What the exercise asks
Look through the data below. Pick out the lines holding the string "this".
┌──
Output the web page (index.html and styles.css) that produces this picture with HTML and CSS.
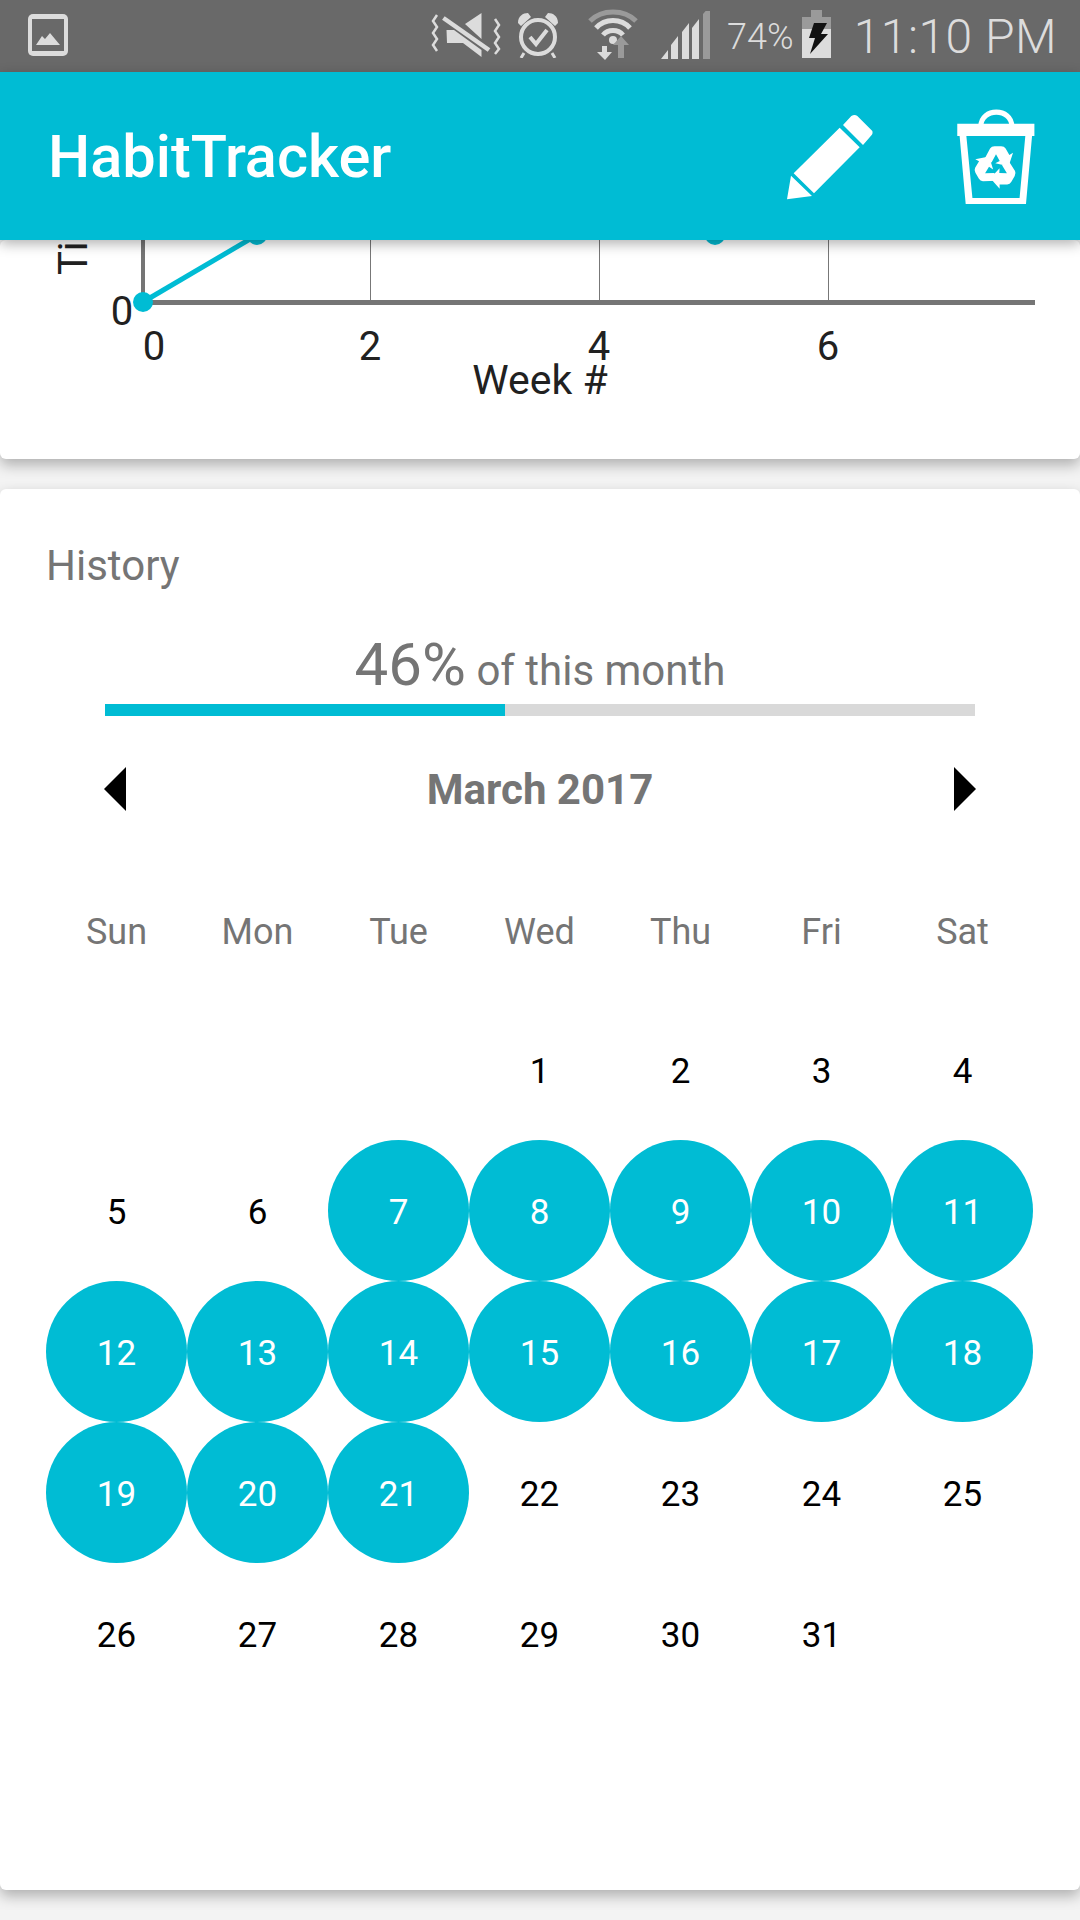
FILE: index.html
```html
<!DOCTYPE html>
<html lang="en">

<head>
  <meta charset="UTF-8">
  <title>HabitTracker</title>
  <link rel="stylesheet" href="styles.css">
</head>

<body>
  <div class="screen">
    <div class="status">
      <svg class="ic-image" width="40" height="42" viewBox="0 0 40 42">
        <rect x="0" y="0" width="40" height="42" rx="5" fill="#dcdcdc"/>
        <rect x="4" y="5" width="32" height="32" fill="#696969"/>
        <path d="M8 31 L14 22 L17 25 L22 19 L32 31 Z" fill="#dcdcdc"/>
      </svg>
      <div class="status-right">
        <svg class="ic-mute" width="70" height="44" viewBox="0 0 70 44">
          <path d="M6 2 L2 8 L6 14 L2 20 L6 26 L2 32 L6 38 M64 6 L68 12 L64 18 L68 24 L64 30 L68 36 L64 41" fill="none" stroke="#dcdcdc" stroke-width="2.5"/>
          <path d="M34 11 L50.5 0 L50.5 26 Z M15.5 17 L16 30 L32 30 L50.5 44 L50.5 37 L23 17 Z" fill="#dcdcdc"/>
          <path d="M12.4 5 L58 37" stroke="#dcdcdc" stroke-width="4.5"/>
        </svg>
        <svg class="ic-alarm" width="44" height="46" viewBox="0 0 44 46">
          <circle cx="22" cy="25" r="17" fill="none" stroke="#dcdcdc" stroke-width="4"/>
          <path d="M2 11 C2 4 7 1 12 1 L15 5 L5 14 Z M42 11 C42 4 37 1 32 1 L29 5 L39 14 Z" fill="#dcdcdc"/>
          <path d="M14 25 L20 32 L31 18" fill="none" stroke="#dcdcdc" stroke-width="4"/>
          <path d="M8 41 L5 46 M36 41 L39 46" stroke="#dcdcdc" stroke-width="3"/>
        </svg>
        <svg class="ic-wifi" width="50" height="52" viewBox="0 0 50 52">
          <path d="M2 13 C14 1 36 1 48 13" fill="none" stroke="#9a9a9a" stroke-width="5"/>
          <path d="M8 20 C17 10 33 10 42 20" fill="none" stroke="#dcdcdc" stroke-width="5"/>
          <path d="M15 27 C20 21 30 21 35 27" fill="none" stroke="#dcdcdc" stroke-width="5"/>
          <circle cx="25" cy="32" r="4" fill="#dcdcdc"/>
          <path d="M14 38 L14 44 L9 44 L17 52 L24 44 L19 44 L19 38 Z" fill="#dcdcdc"/>
          <path d="M30 50 L30 37 L25 37 L33 28 L41 37 L36 37 L36 50 Z" fill="#9a9a9a"/>
        </svg>
        <svg class="ic-signal" width="49" height="48" viewBox="0 0 49 48">
          <path d="M0 48 L7 39 L7 48 Z M10 48 L10 34 L17 25 L17 48 Z M21 48 L21 21 L28 12 L28 48 Z" fill="#dcdcdc"/>
          <path d="M31 48 L31 17 L38 8 L38 48 Z" fill="#dcdcdc"/>
          <path d="M42 48 L42 3 L49 -5 L49 48 Z" fill="#9a9a9a"/>
        </svg>
        <span class="batt-text">74%</span>
        <svg class="ic-batt" width="29" height="48" viewBox="0 0 29 48">
          <rect x="9" y="0" width="11" height="7" fill="#9a9a9a"/>
          <rect x="0" y="7" width="29" height="12" fill="#9a9a9a"/>
          <rect x="0" y="19" width="29" height="29" fill="#dcdcdc"/>
          <path d="M12 13 L25 13 L19 24 L26 24 L8 44 L13 28 L7 28 Z" fill="#111"/>
        </svg>
        <span class="clock">11:10 PM</span>
      </div>
    </div>

    <div class="appbar">
      <span class="title">HabitTracker</span>
      <div class="actions">
        <svg width="86" height="85" viewBox="0 0 258 255">
          <path d="M0 253 L12 182 L75 243 Z M20 175 L158 38 L218 97 L81 235 Z" fill="#fff"/>
          <path d="M168 30 L193 3 Q203 -3 211 3 L256 48 Q258 56 254 60 L228 90 Z" fill="#fff"/>
        </svg>
        <svg width="78" height="96" viewBox="0 0 230 285">
          <path d="M70 52 C70 -5 162 -5 162 52" fill="none" stroke="#fff" stroke-width="15"/>
          <path d="M0 44 H229 V80 H222 L204 282 H25 L7 80 H0 Z M27 80 L45 264 H185 L202 80 Z" fill="#fff" fill-rule="evenodd"/>
          <g transform="translate(115 172) scale(1.1)" fill="#fff">
            <path id="rec" d="M-34 -16 L-16 -50 Q-12 -56 -4 -56 L14 -56 Q22 -56 26 -50 L36 -32 L46 -38 L34 -2 L-2 -10 L10 -16 L0 -34 L-12 -12 Z"/>
            <use href="#rec" transform="rotate(120)"/>
            <use href="#rec" transform="rotate(240)"/>
          </g>
        </svg>
      </div>
    </div>

    <div class="card chart-card">
      <svg class="chart" width="1080" height="219" viewBox="0 0 1080 219">
        <line x1="370.5" y1="0" x2="370.5" y2="62" class="grid"/>
        <line x1="599.5" y1="0" x2="599.5" y2="62" class="grid"/>
        <line x1="828.5" y1="0" x2="828.5" y2="62" class="grid"/>
        <rect x="141" y="0" width="4" height="62" fill="#757575"/>
        <rect x="141" y="60" width="894" height="5" fill="#757575"/>
        <line x1="143" y1="62" x2="257" y2="-5" stroke="#00bcd4" stroke-width="5"/>
        <circle cx="143" cy="62" r="10" fill="#00bcd4"/>
        <circle cx="257" cy="-5" r="10" fill="#00bcd4"/>
        <circle cx="715" cy="-5" r="10" fill="#00bcd4"/>
        <text x="87" y="35" class="axis" transform="rotate(-90 87 35)">Time</text>
        <text x="122" y="85" class="axis mid">0</text>
        <text x="154" y="120" class="axis mid">0</text>
        <text x="370" y="120" class="axis mid">2</text>
        <text x="599" y="120" class="axis mid">4</text>
        <text x="828" y="120" class="axis mid">6</text>
        <text x="540" y="154" class="axis mid week">Week #</text>
      </svg>
    </div>

    <div class="card history-card">
      <div class="history-label">History</div>
      <div class="percent"><span class="percent-num">46%</span> of this month</div>
      <div class="progress"><div class="progress-fill" style="width: 46%"></div></div>
      <div class="month-nav">
        <span class="arrow arrow-left"></span>
        <span class="month-name">March 2017</span>
        <span class="arrow arrow-right"></span>
      </div>
      <div class="weekdays">
        <div>Sun</div><div>Mon</div><div>Tue</div><div>Wed</div><div>Thu</div><div>Fri</div><div>Sat</div>
      </div>
      <div class="days">
        <div></div><div></div><div></div>
        <div>1</div><div>2</div><div>3</div><div>4</div>
        <div>5</div><div>6</div>
        <div class="on">7</div><div class="on">8</div><div class="on">9</div><div class="on">10</div><div class="on">11</div>
        <div class="on">12</div><div class="on">13</div><div class="on">14</div><div class="on">15</div><div class="on">16</div><div class="on">17</div><div class="on">18</div>
        <div class="on">19</div><div class="on">20</div><div class="on">21</div>
        <div>22</div><div>23</div><div>24</div><div>25</div>
        <div>26</div><div>27</div><div>28</div><div>29</div><div>30</div><div>31</div>
      </div>
    </div>
  </div>
</body>

</html>
```

FILE: styles.css
```css
* {
  box-sizing: border-box;
}

body {
  margin: 0;
  background: #f3f3f3;
  font-family: Roboto, "Liberation Sans", sans-serif;
}

.screen {
  width: 1080px;
  height: 1920px;
  overflow: hidden;
  display: flex;
  flex-direction: column;
}

/* status bar */
.status {
  height: 72px;
  flex: none;
  background: #696969;
  display: flex;
  align-items: flex-start;
  justify-content: space-between;
  padding: 14px 23px 0 28px;
  color: #dcdcdc;
}

.status-right {
  display: flex;
  align-items: flex-start;
  margin-top: -6px;
}

.ic-mute { margin-top: 5px; }
.ic-alarm { margin: 4px 0 0 15px; }
.ic-wifi { margin: 0 0 0 28px; }
.ic-signal { margin: 3px 0 0 23px; }
.ic-batt { margin: 2px 0 0 8px; }

.batt-text {
  margin-left: 17px;
  font-size: 36px;
  line-height: 58px;
  font-weight: 300;
}

.clock {
  margin-left: 23px;
  font-size: 48px;
  line-height: 58px;
  font-weight: 300;
  letter-spacing: 0.5px;
}

/* app bar */
.appbar {
  height: 168px;
  flex: none;
  background: #00bcd4;
  display: flex;
  align-items: center;
  justify-content: space-between;
  padding: 2px 45px 0 48px;
  position: relative;
  z-index: 2;
  box-shadow: 0 4px 12px rgba(0, 0, 0, 0.3);
}

.title {
  color: #fff;
  font-size: 59.5px;
  font-weight: 500;
}

.actions {
  display: flex;
  align-items: center;
  gap: 84px;
}

/* cards */
.card {
  flex: none;
  background: #fff;
  border-radius: 6px;
  box-shadow: 0 6px 14px rgba(0, 0, 0, 0.28);
}

.chart-card {
  height: 219px;
  margin-bottom: 30px;
  overflow: hidden;
}

.chart {
  display: block;
}

.grid {
  stroke: #777;
  stroke-width: 1;
}

.axis {
  font-size: 40px;
  fill: #212121;
}

.week {
  font-size: 41px;
}

.mid {
  text-anchor: middle;
}

.history-card {
  height: 1401px;
  padding: 0 46px;
}

.history-label {
  margin-top: 52px;
  font-size: 42px;
  line-height: 50px;
  color: #757575;
}

.percent {
  margin-top: 43px;
  text-align: center;
  font-size: 42px;
  line-height: 62px;
  color: #757575;
}

.percent-num {
  font-size: 60px;
}

.progress {
  margin: 2px 59px 0;
  height: 12px;
  background: #d9d9d9;
}

.progress-fill {
  height: 100%;
  background: #00bcd4;
}

.month-nav {
  margin: 51px 58px 0;
  height: 44px;
  display: flex;
  align-items: center;
  justify-content: space-between;
}

.month-name {
  font-size: 42px;
  font-weight: 700;
  color: #757575;
}

.arrow {
  width: 0;
  height: 0;
  border-top: 22px solid transparent;
  border-bottom: 22px solid transparent;
}

.arrow-left {
  border-right: 22px solid #000;
}

.arrow-right {
  border-left: 22px solid #000;
}

.weekdays,
.days {
  display: grid;
  grid-template-columns: repeat(7, 141px);
  justify-items: center;
  align-items: center;
}

.weekdays {
  margin-top: 91px;
  height: 60px;
  font-size: 36px;
  color: #757575;
}

.days {
  margin-top: 37px;
  grid-auto-rows: 141px;
  font-size: 35px;
  color: #000;
}

.days > div {
  width: 141px;
  height: 141px;
  padding-top: 4px;
  display: flex;
  align-items: center;
  justify-content: center;
}

.days .on {
  background: #00bcd4;
  color: #fff;
  border-radius: 50%;
}
```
└──
Full response
Output the web page (index.html and styles.css) that produces this picture with HTML and CSS.
      <div class="percent"><span class="percent-num">46%</span> of this month</div>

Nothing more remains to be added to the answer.